Vuelvo a estornudar y a través de mi ventana pasa el vagabundo gato gris que mi perra tanto odia. Ella no ladra, hoy no tiene ganas. Yo tampoco. Vuelvo a mirar las yemas de mis dedos. Pienso en la impresión de aquellas huellas en mis huellas. Pienso en las espaldas que mis manos han recorrido.
El café está tibio, demasiado cargado y sin azúcar. Me duelen los músculos. Me duelen los sueños rotos. La vida es infinita cuando han pasado demasiados fracasos por tu cuerpo. Hace frío y no ha llovido en años. O meses, no lo sé, no me importa. Espero no estar aquí cuando el calentamiento global haya jodido a la tierra.
Vuelvo al libro sobre mi cama. Subrayo algunas líneas que pronto voy a olvidar. Tomo mis audífonos y salgo a caminar. Camino. Siento mis pies pesados, cansados. Es una metáfora. Pero es la realidad. Un tipo me grita en la calle, le levando el dedo medio y sigo mi camino. Hoy no me importa mucho el mundo.
Nunca me ha importado la vida, para ser sincera. Nunca me he importado a mi misma. No sé si algún día logre hacer las pases conmigo. No se si lo merezco.

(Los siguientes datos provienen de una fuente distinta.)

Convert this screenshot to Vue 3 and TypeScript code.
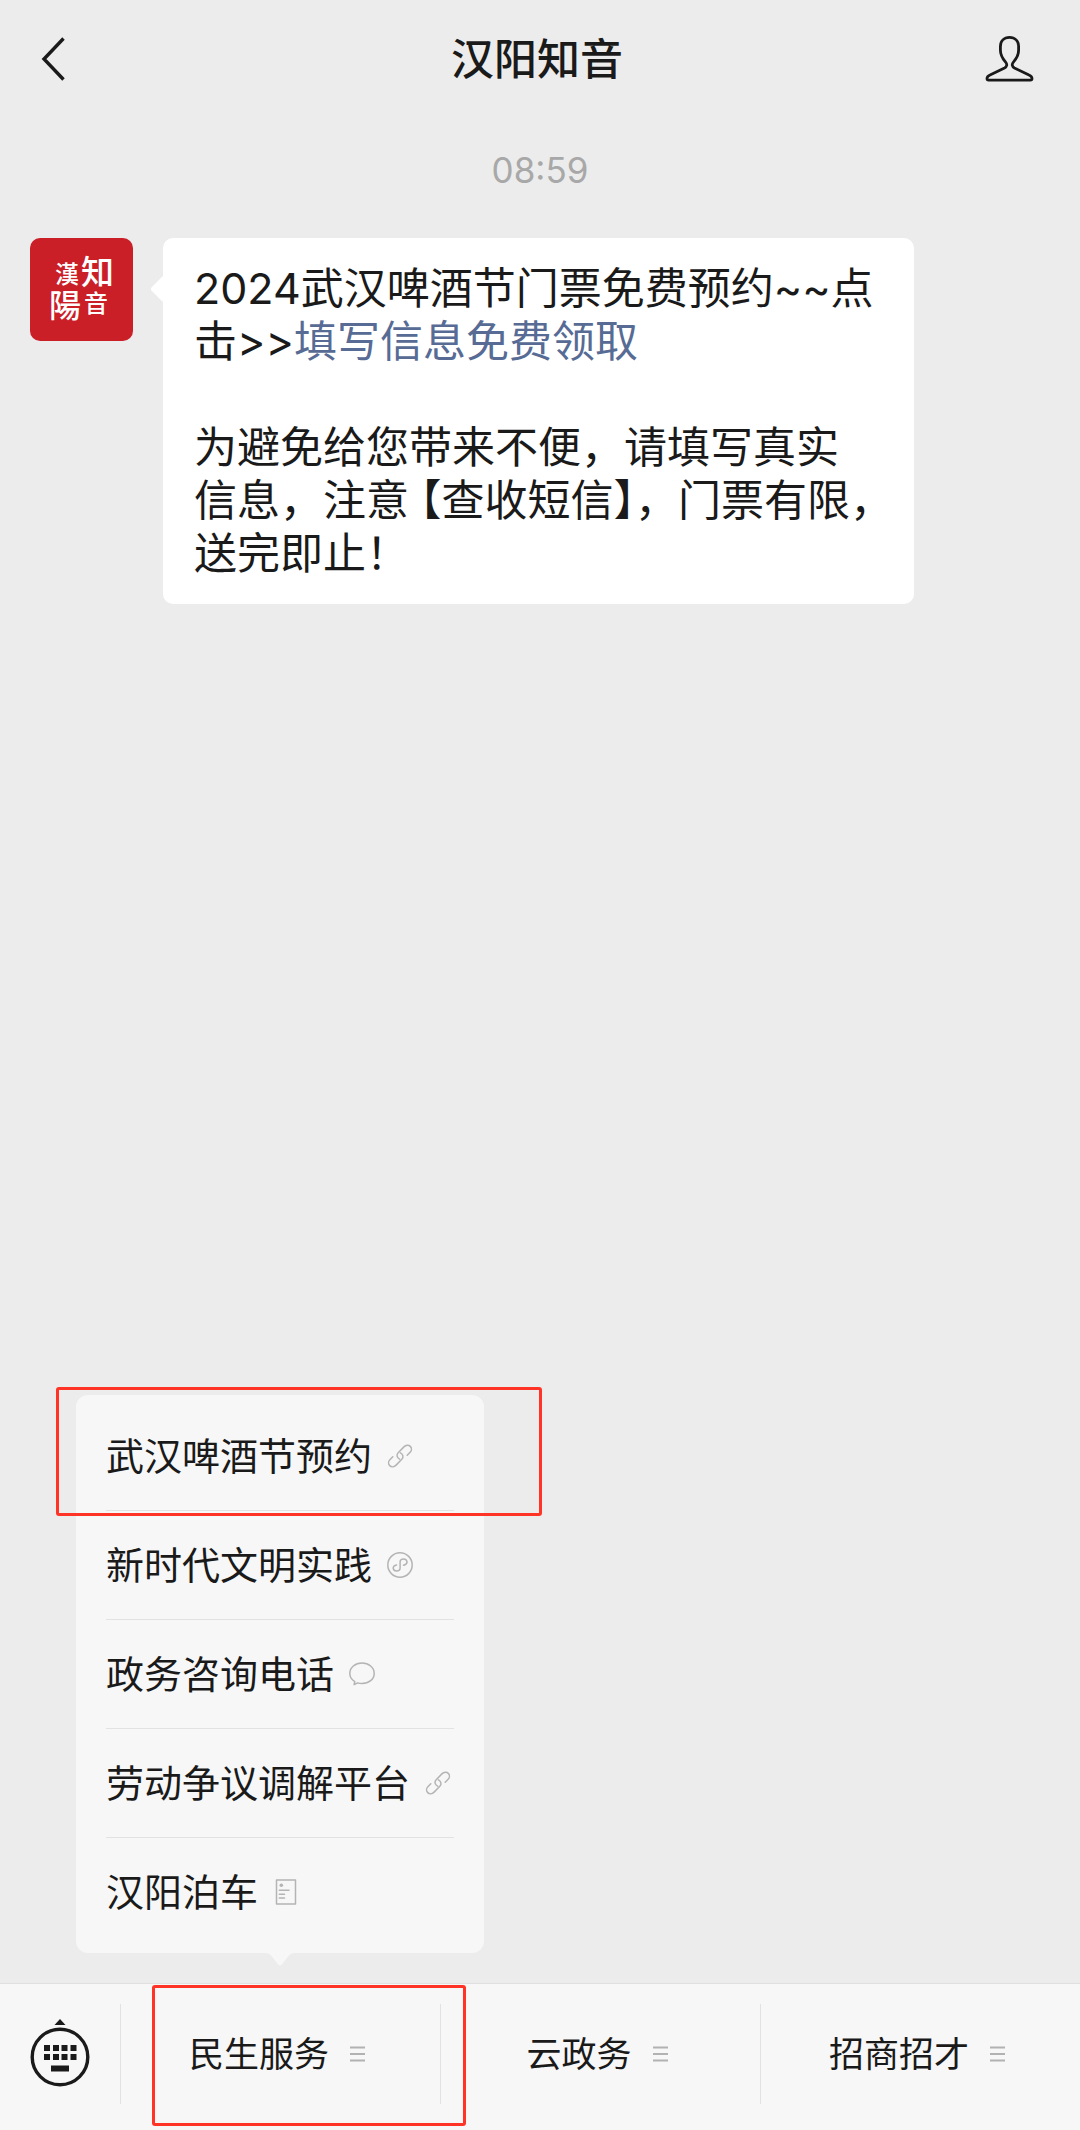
<script setup lang="ts">
import { ref } from 'vue'

type IconName = 'link' | 'mini' | 'chat' | 'doc'

interface MenuItem {
  label: string
  icon: IconName
  marked?: boolean
}

interface Tab {
  label: string
  marked?: boolean
}

const menuItems = ref<MenuItem[]>([
  { label: '武汉啤酒节预约', icon: 'link', marked: true },
  { label: '新时代文明实践', icon: 'mini' },
  { label: '政务咨询电话', icon: 'chat' },
  { label: '劳动争议调解平台', icon: 'link' },
  { label: '汉阳泊车', icon: 'doc' },
])

const tabs = ref<Tab[]>([
  { label: '民生服务', marked: true },
  { label: '云政务' },
  { label: '招商招才' },
])
</script>

<template>
  <div class="page">
    <header class="header">
      <button class="icon-button" type="button" aria-label="返回">
        <svg width="26" height="46" viewBox="0 0 26 46" fill="none" stroke="#1a1a1a" stroke-width="3.4">
          <path d="M23.500 2.500L4 23L23.500 43.500" />
        </svg>
      </button>
      <h1 class="title">汉阳知音</h1>
      <button class="icon-button" type="button" aria-label="公众号资料">
        <svg width="49" height="48" viewBox="0 0 49 48" fill="none" stroke="#1a1a1a" stroke-width="2.8" stroke-linejoin="round">
          <path d="M24.500 2.400C19 2.400 15.400 6 15.400 11.500V15C15.400 20 17.500 23.500 20.400 26.800C22.600 29.300 22 31.700 19.500 33L5 40C2.800 41 2 42 2 43.600C2 44.700 2.500 45.200 3.600 45.200H45.400C46.500 45.200 47 44.700 47 43.600C47 42 46.200 41 44 40L29.500 33C27 31.700 26.400 29.300 28.600 26.800C31.500 23.500 33.600 20 33.600 15V11.500C33.600 6 30 2.400 24.500 2.400Z" />
        </svg>
      </button>
    </header>

    <main class="chat">
      <time class="time">08:59</time>
      <article class="message">
        <svg class="avatar" viewBox="0 0 103 103" role="img" aria-label="汉阳知音">
          <rect width="103" height="103" rx="10" fill="#cb1f28" />
          <g class="seal">
            <text x="25" y="45" font-size="24">漢</text>
            <text x="19" y="79" font-size="32">陽</text>
            <text x="51" y="46" font-size="33">知</text>
            <text x="54" y="74" font-size="24">音</text>
          </g>
        </svg>
        <div class="bubble">
          <p>2024武汉啤酒节门票免费预约~~点<br />击&gt;&gt;<a href="#">填写信息免费领取</a></p>
          <p>为避免给您带来不便，请填写真实<br />信息，注意<span class="bracket">【</span>查收短信】，门票有限，<br />送完即止！</p>
        </div>
      </article>
    </main>

    <nav class="menu" aria-label="民生服务">
      <ul>
        <li v-for="item in menuItems" :key="item.label">
          <a class="menu-link" href="#">
            <span>{{ item.label }}</span>
            <svg class="item-icon" viewBox="0 0 26 26" aria-hidden="true">
              <g v-if="item.icon === 'link'">
                <path d="M12.600 16.200C9.800 14.800 9.200 11.800 11.200 9.700L16.900 3.900C18.900 1.900 21.700 1.800 23.300 3.400C24.900 5 24.800 7.600 22.900 9.500L20.200 12.200" />
                <path d="M13.400 9.800C16.200 11.200 16.800 14.200 14.800 16.300L9.100 22.100C7.100 24.100 4.300 24.200 2.700 22.600C1.100 21 1.200 18.400 3.100 16.500L5.800 13.800" />
              </g>
              <g v-else-if="item.icon === 'mini'">
                <circle cx="13" cy="13" r="12.200" />
                <path d="M16.500 13.200C18.600 12.800 20 11.600 20 10C20 8.300 18.600 7.100 16.700 7.100C14.700 7.100 13.100 8.400 13.100 10V16C13.100 17.700 11.500 19 9.500 19C7.600 19 6.200 17.800 6.200 16.100C6.200 14.500 7.600 13.200 9.600 12.900" />
              </g>
              <g v-else-if="item.icon === 'chat'">
                <path d="M5.800 20.600C2.700 18.600 .800 15.800 .800 12.400C.800 6.600 6.200 2 13 2S25.200 6.600 25.200 12.400S19.800 22.500 13 22.500C11.500 22.500 10 22.300 8.700 21.900L5.100 23.700Z" />
              </g>
              <g v-else>
                <rect x="3.500" y="1" width="19" height="24" />
                <circle cx="8.300" cy="6.200" r="1.800" fill="#b4b4b4" stroke="none" />
                <path d="M6.300 11.300H16M6.300 15.200H11.500M6.300 19H11.500" />
              </g>
            </svg>
          </a>
          <span v-if="item.marked" class="mark mark-item" aria-hidden="true"></span>
        </li>
      </ul>
      <svg class="pointer" width="28" height="13" viewBox="0 0 28 13" aria-hidden="true">
        <path d="M0 0C3 .500 4.500 1.800 6 3.500L11.500 10.800Q14 14 16.500 10.800L22 3.500C23.500 1.800 25 .500 28 0Z" fill="#f7f7f7" />
      </svg>
    </nav>

    <footer class="bar">
      <button class="keyboard" type="button" aria-label="切换键盘">
        <svg width="60" height="70" viewBox="0 0 60 70">
          <path d="M30 0L35.500 6H24.500Z" fill="#1a1a1a" />
          <circle cx="30" cy="38" r="27.800" fill="none" stroke="#1a1a1a" stroke-width="3.400" />
          <g fill="#1a1a1a">
            <path d="M14 26h6v6h-6zM23 26h6v6h-6zM31.500 26h6v6h-6zM40.500 26h6v6h-6z" />
            <path d="M14 35h6v6h-6zM23 35h6v6h-6zM31.500 35h6v6h-6zM40.500 35h6v6h-6z" />
            <path d="M21 46.500h18v6h-18z" />
          </g>
        </svg>
      </button>
      <button v-for="tab in tabs" :key="tab.label" class="tab" type="button">
        <span>{{ tab.label }}</span>
        <svg width="22" height="16" viewBox="0 0 22 16" stroke="#b2b2b2" stroke-width="1.800" aria-hidden="true">
          <path d="M0 1.500H15M0 8H15M0 14.500H15" />
        </svg>
        <span v-if="tab.marked" class="mark mark-tab" aria-hidden="true"></span>
      </button>
    </footer>
  </div>
</template>

<style>
body {
  margin: 0;
  background: #ececec;
}
</style>

<style scoped>
.page {
  display: flex;
  flex-direction: column;
  min-height: 100vh;
  background: #ececec;
  color: #1a1a1a;
  font-family: Inter, "Noto Sans CJK SC", sans-serif;
}

button {
  margin: 0;
  padding: 0;
  border: 0;
  background: none;
  color: inherit;
  font: inherit;
}

a {
  color: inherit;
  text-decoration: none;
}

svg {
  display: block;
  flex: none;
}

.header {
  display: flex;
  align-items: center;
  justify-content: space-between;
  height: 118px;
  padding: 0 46px 0 40px;
}

.icon-button {
  display: flex;
  width: 49px;
}

.title {
  margin: 0;
  font-size: 43px;
  font-weight: 500;
  line-height: 60px;
}

.chat {
  flex: 1;
}

.time {
  display: block;
  padding: 28px 0 44px;
  color: #a8a8a8;
  font-size: 35px;
  line-height: 48px;
  text-align: center;
}

.message {
  display: flex;
  align-items: flex-start;
  gap: 30px;
  padding: 0 30px;
}

.avatar {
  width: 103px;
  height: 103px;
}

.seal {
  fill: #ffffff;
  font-family: "Noto Sans CJK TC", sans-serif;
  font-weight: 500;
}

.bubble {
  position: relative;
  box-sizing: border-box;
  flex: 0 1 751px;
  min-width: 0;
  padding: 24px 31px;
  border-radius: 10px;
  background: #ffffff;
  font-size: 43px;
  line-height: 53px;
  white-space: nowrap;
}

.bubble::before {
  content: "";
  position: absolute;
  top: 41px;
  left: -9px;
  width: 20px;
  height: 20px;
  border-radius: 3px;
  background: #ffffff;
  transform: rotate(45deg);
}

.bubble p {
  position: relative;
  margin: 0;
}

.bubble p + p {
  margin-top: 53px;
}

.bubble a {
  color: #576b95;
}

.bracket {
  margin-left: 11px;
  font-feature-settings: "halt";
}

.menu {
  position: relative;
  align-self: flex-start;
  min-width: 348px;
  margin: 0 0 30px 76px;
  padding: 7px 30px 6px;
  border-radius: 12px;
  background: #f7f7f7;
}

.menu ul {
  margin: 0;
  padding: 0;
  list-style: none;
}

.menu li {
  position: relative;
}

.menu-link {
  display: flex;
  align-items: center;
  gap: 15px;
  height: 108px;
  border-bottom: 1px solid #e2e2e2;
  font-size: 38px;
  line-height: 54px;
  white-space: nowrap;
}

.menu li:last-child .menu-link {
  border-bottom-color: transparent;
}

.item-icon {
  width: 26px;
  height: 26px;
  fill: none;
  stroke: #b4b4b4;
  stroke-width: 1.5;
  stroke-linecap: round;
  stroke-linejoin: round;
}

.pointer {
  position: absolute;
  top: 100%;
  left: 50%;
  margin-left: -14px;
}

.bar {
  display: flex;
  align-items: center;
  height: 140px;
  padding-bottom: 6px;
  border-top: 1px solid #e0e0e0;
  background: #f7f7f7;
}

.keyboard {
  display: flex;
  align-items: center;
  justify-content: center;
  width: 120px;
  height: 100px;
}

.tab {
  position: relative;
  display: flex;
  flex: 1;
  align-items: center;
  justify-content: center;
  gap: 21px;
  height: 100px;
  border-left: 1px solid #e2e2e2;
  font-size: 35px;
  line-height: 50px;
  white-space: nowrap;
}

.mark {
  position: absolute;
  z-index: 1;
  box-sizing: border-box;
  border: 3px solid #ff3326;
  border-radius: 3px;
  pointer-events: none;
}

.mark-item {
  top: -15px;
  right: -88px;
  bottom: -5px;
  left: -50px;
}

.mark-tab {
  top: -19px;
  right: -26px;
  bottom: -22px;
  left: 31px;
}
</style>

Vuelvo al suelo. Ahora solo entre las sombras. Me pierdo en la música. Me pierdo. Me hundo en las sábanas. Espero no tener otra pesadilla. Mis dedos ya no sangran, pero ahora la sangre se volvió rabia, y palabras como disparos, y golpes en la mesa, en mis piernas, en mis brazos. Mis dedos ya no sangran. Pero ahora lloro y grito en silencio. Más que antes, como siempre.